The above image is a composite from 4 separate pages of sketches.
Perth City Farm this morning. This is a community garden next to the main Midland to Perth train line (formerly scrap metal yard and battery recycling plant). The farm was started in 1994 so it’s quite well established now. A smallish garden area was packed with very green and well watered plants (there were bananas and passion fruit growing next to my sketching spot). Organic and Biodynamic fruit, veg, dairy, eggs (free range chickens on site) and honey is sold here every Saturday morning together with other health foods, clothing and body care products. There is a lovely cafe here too.
Two versions of the same sketch drawn on location but photo edited after. The weird and wonderful object in the sketch is a bell made from all sorts of pieces of metal welded together, somewhat rusty in places. The right hand picture is the original as I coloured it with watercolour paints, but the moment that I put the green paint on for the trees…. I wished I had stopped and kept it much simpler. So I’ve made some changes in Photoshop (Elements 8) to remove the green and push it to a more neutral grey background.
This is “The Green Cactus” sculpture in Forrest Place – the heart of Perth’s CBD. It’s a large green amorphous structure created by Perth born artist James Angus. There are mixed opinions of the work hence the “cactus” nickname. In my opinion it’s a welcome shot of colour in an area dominated by grey concrete and red brick. I believe that there’s a similar creation somewhere in Sydney but in a red colour.
Lamy Safari EF nib fountain pen, De Atramentis Black Document ink, Watercolour pencils (Faber Castell – Albrecht Durer), Pentel waterbrushes, White gouache on homemade sketchbook, Bockingford medium 150gsm paper.

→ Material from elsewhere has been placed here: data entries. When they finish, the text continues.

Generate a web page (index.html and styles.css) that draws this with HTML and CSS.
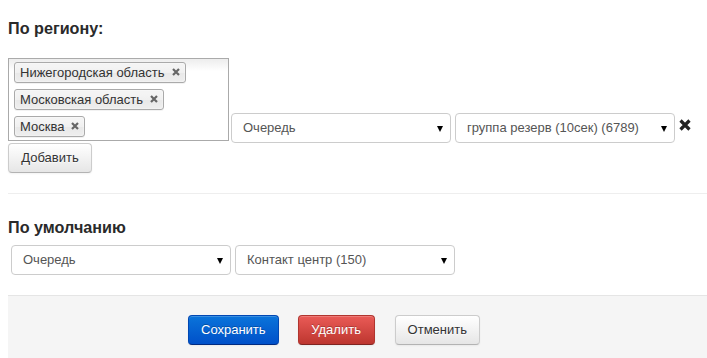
FILE: index.html
```html
<!DOCTYPE html>
<html>
<head>
<meta charset="utf-8">
<link rel="stylesheet" href="styles.css">
</head>
<body>
<div class="page">
  <h3 class="title title-first">По региону:</h3>
  <div class="rule-row">
    <div class="chosen">
      <span class="tag">Нижегородская область<span class="tag-x"><svg width="8" height="8" viewBox="0 0 8 8"><path d="M1 1L7 7M7 1L1 7" stroke="#666" stroke-width="2.2"/></svg></span></span>
      <span class="tag">Московская область<span class="tag-x"><svg width="8" height="8" viewBox="0 0 8 8"><path d="M1 1L7 7M7 1L1 7" stroke="#666" stroke-width="2.2"/></svg></span></span>
      <span class="tag">Москва<span class="tag-x"><svg width="8" height="8" viewBox="0 0 8 8"><path d="M1 1L7 7M7 1L1 7" stroke="#666" stroke-width="2.2"/></svg></span></span>
    </div>
    <div class="sel">Очередь<span class="caret"></span></div>
    <div class="sel">группа резерв (10сек) (6789)<span class="caret"></span></div>
    <span class="del"><svg width="12" height="12" viewBox="0 0 12 12"><path d="M1.5 1.5L10.5 10.5M10.5 1.5L1.5 10.5" stroke="#222" stroke-width="3.2"/></svg></span>
  </div>
  <button class="btn btn-add">Добавить</button>
  <div class="divider"></div>
  <h3 class="title title-second">По умолчанию</h3>
  <div class="default-row">
    <div class="sel">Очередь<span class="caret"></span></div>
    <div class="sel">Контакт центр (150)<span class="caret"></span></div>
  </div>
  <div class="actions">
    <button class="btn btn-primary">Сохранить</button>
    <button class="btn btn-danger">Удалить</button>
    <button class="btn btn-cancel">Отменить</button>
  </div>
</div>
</body>
</html>
```

FILE: styles.css
```css
* { box-sizing: border-box; }
html, body { margin: 0; padding: 0; background: #fff; }
body {
  font-family: "Liberation Sans", Arial, sans-serif;
  font-size: 13px;
  color: #333;
  overflow: hidden;
}
.page { padding: 0 0 0 8px; }
.title {
  margin: 0;
  font-size: 16.2px;
  line-height: 20px;
  font-weight: bold;
  color: #2a2a2a;
}
.title-first { padding-top: 18px; margin-bottom: 20px; }
.title-second { margin-top: 23px; margin-bottom: 8px; }
.rule-row {
  display: flex;
  align-items: flex-end;
}
.chosen {
  width: 221px;
  border: 1px solid #aaa;
  background: #fff linear-gradient(#eee 1%, #fff 15%);
  padding: 3px 5px;
  display: flex;
  flex-wrap: wrap;
  flex-direction: column;
  align-items: flex-start;
  gap: 6px;
  margin-bottom: 2px;
}
.tag {
  position: relative;
  height: 21px;
  line-height: 19px;
  padding: 0 20px 0 5px;
  border: 1px solid #aaa;
  border-radius: 3px;
  background: linear-gradient(#f4f4f4 20%, #f0f0f0 50%, #e8e8e8 52%, #eee 100%);
  box-shadow: 0 0 2px #fff inset, 0 1px 0 rgba(0,0,0,0.05);
  color: #333;
  font-size: 13px;
}
.tag-x {
  position: absolute;
  right: 5px;
  top: 5px;
  width: 8px;
  height: 8px;
  display: block;
}
.tag-x svg { display: block; }
.sel {
  position: relative;
  width: 220px;
  height: 30px;
  border: 1px solid #ccc;
  border-radius: 4px;
  background: #fff;
  color: #555;
  font-size: 13px;
  line-height: 28px;
  padding-left: 11px;
}
.rule-row .sel { margin-left: 2px; }
.rule-row .sel + .sel { margin-left: 4px; }
.caret {
  position: absolute;
  right: 7px;
  top: 12px;
  width: 0;
  height: 0;
  border-left: 3.5px solid transparent;
  border-right: 3.5px solid transparent;
  border-top: 6px solid #000;
}
.del {
  align-self: flex-end;
  margin-left: 4px;
  margin-bottom: 12px;
  width: 12px;
  height: 12px;
}
.del svg { display: block; }
.btn {
  display: inline-block;
  height: 30px;
  padding: 0 12px;
  font-family: "Liberation Sans", Arial, sans-serif;
  font-size: 13px;
  line-height: 28px;
  color: #333;
  text-shadow: 0 1px 1px rgba(255,255,255,0.75);
  background: linear-gradient(#fff, #e6e6e6);
  border: 1px solid #ccc;
  border-bottom-color: #b3b3b3;
  border-radius: 4px;
  box-shadow: inset 0 1px 0 rgba(255,255,255,0.2), 0 1px 2px rgba(0,0,0,0.05);
  cursor: pointer;
}
.btn-add { margin-top: 0; width: 84px; }
.btn-primary {
  color: #fff;
  text-shadow: 0 -1px 0 rgba(0,0,0,0.25);
  background: linear-gradient(#0a74da, #0050c9);
  border-color: #0047b3 #0047b3 #002a80;
}
.btn-danger {
  width: 77px;
  margin-left: 19px;
  color: #fff;
  text-shadow: 0 -1px 0 rgba(0,0,0,0.25);
  background: linear-gradient(#ea5b57, #bd362f);
  border-color: #b0352f #b0352f #802420;
}
.btn-cancel { width: 85px; margin-left: 20px; }
.divider {
  height: 1px;
  background: #eee;
  margin-top: 20px;
}
.default-row {
  display: flex;
  gap: 4px;
  padding-left: 3px;
}
.actions {
  margin-top: 20px;
  height: 70px;
  background: #f5f5f5;
  border-top: 1px solid #e5e5e5;
  padding: 19px 0 0 180px;
  display: flex;
  align-items: flex-start;
}
```
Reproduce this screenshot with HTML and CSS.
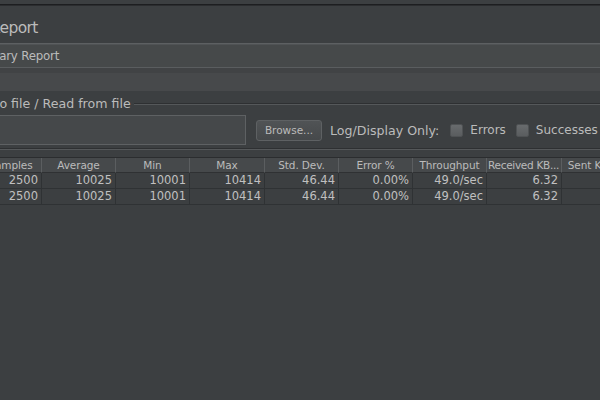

Visited Karrakatta Cemetery yesterday and today. …..I was intending to paint something to enter for James Gurney’s graveyard challenge (plein air painting of anything graveyard related but with the restriction of using only 3 colours plus white).
This restriction on colour made painting (for me at least) really difficult and frustrating. I wasn’t happy with yesterday’s painting of this head stone (watercolour raw sienna, quin burnt scarlet and Indigo plus a little white gouache).
So I tried again today with marginally more success a horizontal grave (there may be an offical name for the types of graves, I don’t know).
Although the grounds were very peaceful with beautiful trees and flowers….I did find it an unsettling place even mid morning….my sense of unease wasn’t helped by a somewhat bewildered lady who was wandering around calling out for “John” (I presume her relative or husband).
The first burial at Karrakatta took place in 1899 when it took over from East Perth Cemetery which was filling up rapidly as the population expanded due to the gold rush. Adjoining Railway Road it covers quite a large area (almost 100 hectares) and there are many different styles of ornamentation (or lack of) according to the deceased’s religion and culture.
Painting with the Perth Plein Air Painting group in Kings Park this morning, the day started cloudy and overcast but by mid morning the sun had broken through. This column is a memorial to the Jewish soldiers killed in the “Great War”, it’s a lovely piece of sandstone hiding underneath a giant Morton Bay Fig.
Arches 300gsm rough watercolour paper, Cobalt blue, Indigo, Raw Sienna, Burnt Sienna, Winsor Lemon paints, Toffee Brown ink.
A couple of quick sketches, the statue at the Pioneer Women’s Memorial drawn with water-soluble ink (Lamy black) then washed with a waterbrush.
Second sketch of Kangaroo Paw flowers that are in full glory this time of year.